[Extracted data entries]
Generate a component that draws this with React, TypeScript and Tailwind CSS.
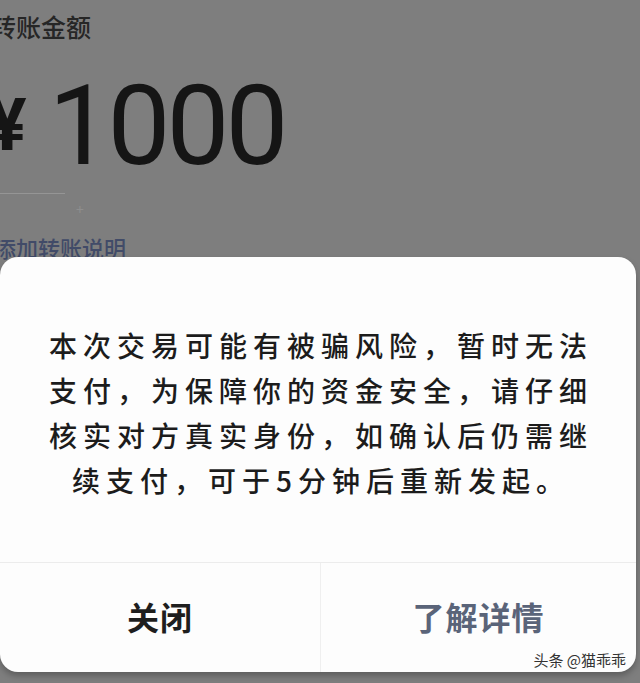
import React from "react"

const cjk = { fontFamily: '"Noto Sans CJK SC", "Noto Sans", sans-serif' }

export default function App() {
  return (
    <div className="relative w-[640px] h-[683px] overflow-hidden bg-[#7e7e7e]" style={cjk}>
      {/* transfer page behind the mask */}
      <div className="pt-[11px]">
        <div className="ml-[-9px] text-[25px] leading-[30px] font-medium text-[#262626]">转账金额</div>
        <div className="mt-[45px] flex items-end h-[96px]">
          <span className="ml-[-12px] text-[72px] leading-none font-bold text-[#151515] pb-[20px]" style={{ fontFamily: "Roboto, sans-serif" }}>¥</span>
          <span className="ml-[22px] text-[112px] leading-none tracking-[-4px] text-[#151515]" style={{ fontFamily: "Roboto, sans-serif" }}>1000</span>
        </div>
        <div className="mt-[11px] flex items-center">
          <div className="w-[65px] h-px bg-[#959595]"></div>
        </div>
        <div className="ml-[76px] mt-[8px] text-[14px] leading-none text-[#8e8e8e]">+</div>
        <div className="ml-[-6px] mt-[17px] text-[22px] leading-[28px] font-medium text-[#414b68]">添加转账说明</div>
      </div>

      {/* risk dialog */}
      <div className="absolute left-0 top-[257px] w-[636px] h-[415px] rounded-[18px] bg-[#fdfdfd] shadow-[0_4px_6px_rgba(0,0,0,0.25)] flex flex-col">
        <div className="pt-[66px] h-[305px] flex justify-center">
          <p className="w-[560px] text-center text-[28px] leading-[45px] tracking-[6px] font-medium text-[#1c1c1c] pl-[6px]">
            本次交易可能有被骗风险，暂时无法支付，为保障你的资金安全，请仔细核实对方真实身份，如确认后仍需继续支付，可于5分钟后重新发起。
          </p>
        </div>
        <div className="flex flex-1 border-t border-[#ececec]">
          <div className="w-[320px] flex items-center justify-center text-[32px] font-bold tracking-[1px] text-[#1e1e1e] pb-[4px]">关闭</div>
          <div className="flex-1 flex items-center justify-center border-l border-[#efefef] text-[32px] font-bold tracking-[1px] text-[#5a6479] pb-[4px]">了解详情</div>
        </div>
      </div>

      {/* watermark */}
      <div className="absolute right-[14px] top-[650px] text-[15px] leading-[20px] text-[#333] [text-shadow:0_0_2px_#fff]">头条 @猫乖乖</div>
    </div>
  )
}
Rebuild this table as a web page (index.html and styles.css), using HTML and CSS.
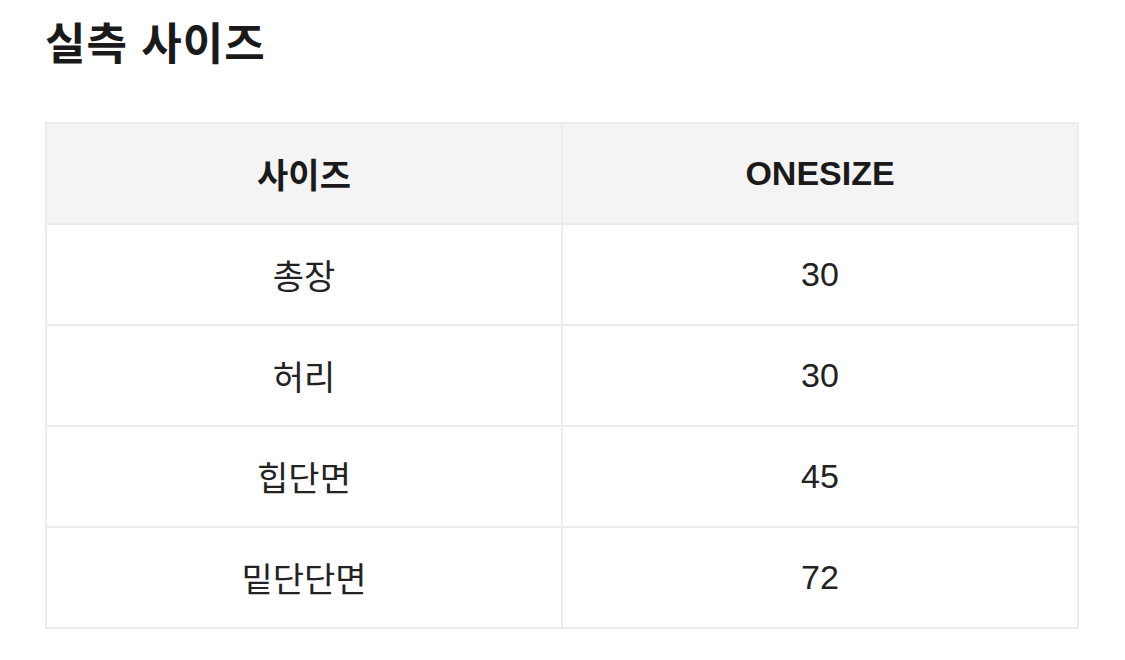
FILE: index.html
```html
<!DOCTYPE html>
<html lang="ko">
<head>
<meta charset="utf-8">
<link rel="stylesheet" href="styles.css">
</head>
<body>
<section class="size-section">
  <h2 class="size-title">실측 사이즈</h2>
  <table class="size-table">
    <thead>
      <tr><th>사이즈</th><th>ONESIZE</th></tr>
    </thead>
    <tbody>
      <tr><td>총장</td><td>30</td></tr>
      <tr><td>허리</td><td>30</td></tr>
      <tr><td>힙단면</td><td>45</td></tr>
      <tr><td>밑단단면</td><td>72</td></tr>
    </tbody>
  </table>
</section>
</body>
</html>
```

FILE: styles.css
```css
html, body {
  margin: 0;
  padding: 0;
  background: #ffffff;
}
body {
  font-family: "Liberation Sans", "Noto Sans CJK KR", sans-serif;
  color: #1e1e1e;
}
.size-section {
  padding: 13px 46px 0 45px;
}
.size-title {
  margin: 0;
  font-size: 44px;
  font-weight: 700;
  line-height: 64px;
  color: #1a1a1a;
  letter-spacing: 1px;
}
.size-table {
  margin-top: 45px;
  width: 1034px;
  border-collapse: collapse;
  table-layout: fixed;
}
.size-table th,
.size-table td {
  width: 50%;
  height: 99px;
  padding: 0;
  border: 2px solid #ececec;
  text-align: center;
  vertical-align: middle;
  font-size: 34px;
}
.size-table th {
  background: #f4f4f4;
  font-weight: 700;
  color: #1a1a1a;
}
.size-table td {
  font-weight: 400;
  color: #222222;
}
```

**Problem statement**: Gather all the lines that include the word "page" and copy them out.

**Solution for this task**:
      {/* transfer page behind the mask */}
Rebuild this table as a web page (index.html and styles.css), using HTML and CSS.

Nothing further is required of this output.